An inclined section which is inclined in such a manner that a
downstream side part thereof in the conveyance direction is
positioned at an upper side is arranged between the pickup roller
and the pair of rollers in the conveyance direction of the image
receiving medium. The fixed friction section is fixed to a fixed
position of the inclined section. The fixed friction section
applies a friction force to the image receiving medium sent out
from the pickup roller. However, there is a case in which the
plurality of the image receiving media that is overlapped cannot be
separated from each other by the fixed friction section according
to a coefficient of friction between the image receiving media and
a surface state of the image receiving medium. In this case, if the
plurality of the image receiving media that is overlapped is
conveyed to the pair of rollers, there is a possibility that the
plurality of the image receiving media cannot be separated by the
separation roller and double feeding occurs.
DESCRIPTION OF THE DRAWINGS
FIG. 1 is a side view illustrating an example of an image forming
apparatus according to an embodiment;
FIG. 2 is a side view illustrating an example of the schematic
constitution of a paper feed apparatus according to the
embodiment;
FIG. 3 is a perspective view illustrating an example of a rotating
body according to the embodiment;
FIG. 4 is a view illustrating an example of the operation of the
rotating body according to the embodiment;
FIG. 5 is a view illustrating an example of the operation of the
rotating body according to the embodiment following FIG. 4;
FIG. 6 is a view illustrating an example of the operation of the
rotating body according to the embodiment following FIG. 5;
FIG. 7 is a block diagram illustrating an example of functional
components of the image forming apparatus according to the
embodiment;
FIG. 8 is a side view illustrating an example of functional
components of a paper feed apparatus according to a comparative
embodiment;
FIG. 9 is a view illustrating a principle of occurrence of a double
feeding;
FIG. 10 is a view illustrating the principle of occurrence of the
double feeding following FIG. 9;
FIG. 11 is a side view illustrating an example of functional
components of a paper feed apparatus according to a first
modification of the embodiment;
FIG. 12 is a side view illustrating an example of functional
components of a paper feed apparatus according to a second
modification of the embodiment;
FIG. 13 is a top view illustrating an example of functional
components of a paper feed apparatus according to a third
modification of the embodiment; and
FIG. 14 is a view illustrating another example of the operation of
the rotating body according to the embodiment.
DETAILED DESCRIPTION
In accordance with an embodiment, a paper feed apparatus comprises
a paper feed section, a separation section, a rotating body and a
control device.

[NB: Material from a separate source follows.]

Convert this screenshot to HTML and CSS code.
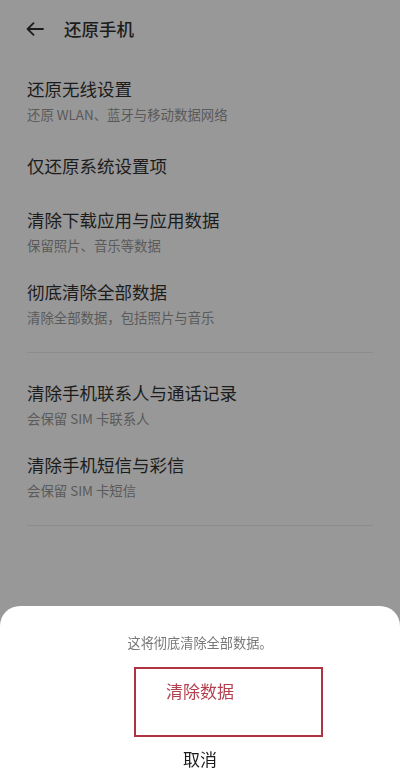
FILE: index.html
```html
<!DOCTYPE html>
<html lang="zh-CN">
<head>
<meta charset="utf-8">
<title>还原手机</title>
<link rel="stylesheet" href="styles.css">
</head>
<body>
<div class="page">
  <header class="header">
    <svg class="back" width="18" height="14" viewBox="0 0 18 14" aria-hidden="true">
      <path d="M17 7H2M7.5 1.2L1.6 7l5.9 5.8" fill="none" stroke="#1c1c1c" stroke-width="1.8" stroke-linecap="round" stroke-linejoin="round"/>
    </svg>
    <h1 class="title">还原手机</h1>
  </header>

  <section class="list">
    <div class="item">
      <div class="item-title">还原无线设置</div>
      <div class="item-sub">还原 WLAN、蓝牙与移动数据网络</div>
    </div>
    <div class="item single">
      <div class="item-title">仅还原系统设置项</div>
    </div>
    <div class="item">
      <div class="item-title">清除下载应用与应用数据</div>
      <div class="item-sub">保留照片、音乐等数据</div>
    </div>
    <div class="item">
      <div class="item-title">彻底清除全部数据</div>
      <div class="item-sub">清除全部数据，包括照片与音乐</div>
    </div>
  </section>
  <div class="divider"></div>
  <section class="list">
    <div class="item">
      <div class="item-title">清除手机联系人与通话记录</div>
      <div class="item-sub">会保留 SIM 卡联系人</div>
    </div>
    <div class="item">
      <div class="item-title">清除手机短信与彩信</div>
      <div class="item-sub">会保留 SIM 卡短信</div>
    </div>
  </section>
  <div class="divider"></div>
</div>

<div class="sheet">
  <p class="sheet-msg">这将彻底清除全部数据。</p>
  <div class="sheet-btn danger">清除数据</div>
  <div class="sheet-line"></div>
  <div class="sheet-btn cancel">取消</div>
</div>
<div class="highlight"></div>
</body>
</html>
```

FILE: styles.css
```css
html, body {
  margin: 0;
  padding: 0;
  width: 400px;
  height: 775px;
  overflow: hidden;
}
body {
  background: #989898;
  font-family: "Noto Sans CJK SC", "Noto Sans", sans-serif;
  color: #1c1c1c;
}
.page {
  padding: 0 27px;
}
.header {
  display: flex;
  align-items: center;
  padding-bottom: 6px;
  box-sizing: border-box;
  height: 64px;
}
.back {
  margin-left: -1px;
  flex: none;
}
.title {
  margin: 0 0 0 20px;
  font-size: 17.5px;
  font-weight: 500;
  line-height: 24px;
  color: #1c1c1c;
}
.list {
  display: flex;
  flex-direction: column;
}
.item {
  display: flex;
  flex-direction: column;
  padding: 13px 0 13px;
  height: 72px;
  box-sizing: border-box;
}
.item.single {
  height: 59px;
  justify-content: center;
  padding: 0;
}
.item-title {
  font-size: 17.5px;
  line-height: 24px;
  color: #1c1c1c;
}
.item-sub {
  margin-top: 4px;
  font-size: 13.4px;
  line-height: 18px;
  color: #5a5a5a;
}
.divider {
  height: 1px;
  background: #8c8c8c;
  margin: 13px 0 15px;
}
.sheet {
  position: fixed;
  left: 0;
  right: 0;
  top: 606px;
  bottom: 0;
  background: #ffffff;
  border-radius: 20px 20px 0 0;
  overflow: hidden;
  display: flex;
  flex-direction: column;
}
.sheet-msg {
  margin: 28px 0 0;
  font-size: 13.2px;
  line-height: 18px;
  color: #777777;
  text-align: center;
}
.sheet-btn {
  display: flex;
  align-items: center;
  justify-content: center;
  font-size: 17px;
  line-height: 24px;
  flex: none;
}
.sheet-btn.danger {
  height: 78px;
  color: #b3404f;
}
.sheet-btn.cancel {
  height: 57px;
  color: #1c1c1c;
}
.sheet-line {
  height: 1px;
  margin: 0 27px;
  background: #eeeeee;
}
.highlight {
  position: fixed;
  left: 134px;
  top: 667px;
  width: 189px;
  height: 70px;
  box-sizing: border-box;
  border: 2px solid #ad3440;
}
```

The paper feed section feeds an image receiving
medium that is placed. The separation section is arranged at the
downstream side of the paper feed section in a conveyance direction
of the image receiving medium. In a case in which a plurality of
the image receiving media fed from the paper feed section is
overlapped, the separation section separates the plurality of the
image receiving media that is overlapped. The rotating body is
arranged at the upstream side of the separation section in the
conveyance direction of the image receiving medium. The rotating
body is capable of contacting with the placed image receiving
medium. The rotating body is rotatable. The control device carries
out control to rotate the rotating body at least before an
operation of the paper feed section.
Hereinafter, an image forming apparatus 10 of an embodiment is
described with reference to the accompanying drawings. Furthermore,
in each diagram, the same components are donated with the same
reference numerals.
FIG. 1 is a side view illustrating an example of the image forming
apparatus 10 according to the embodiment. Hereinafter, an MFP 10 is
described as an example of the image forming apparatus 10.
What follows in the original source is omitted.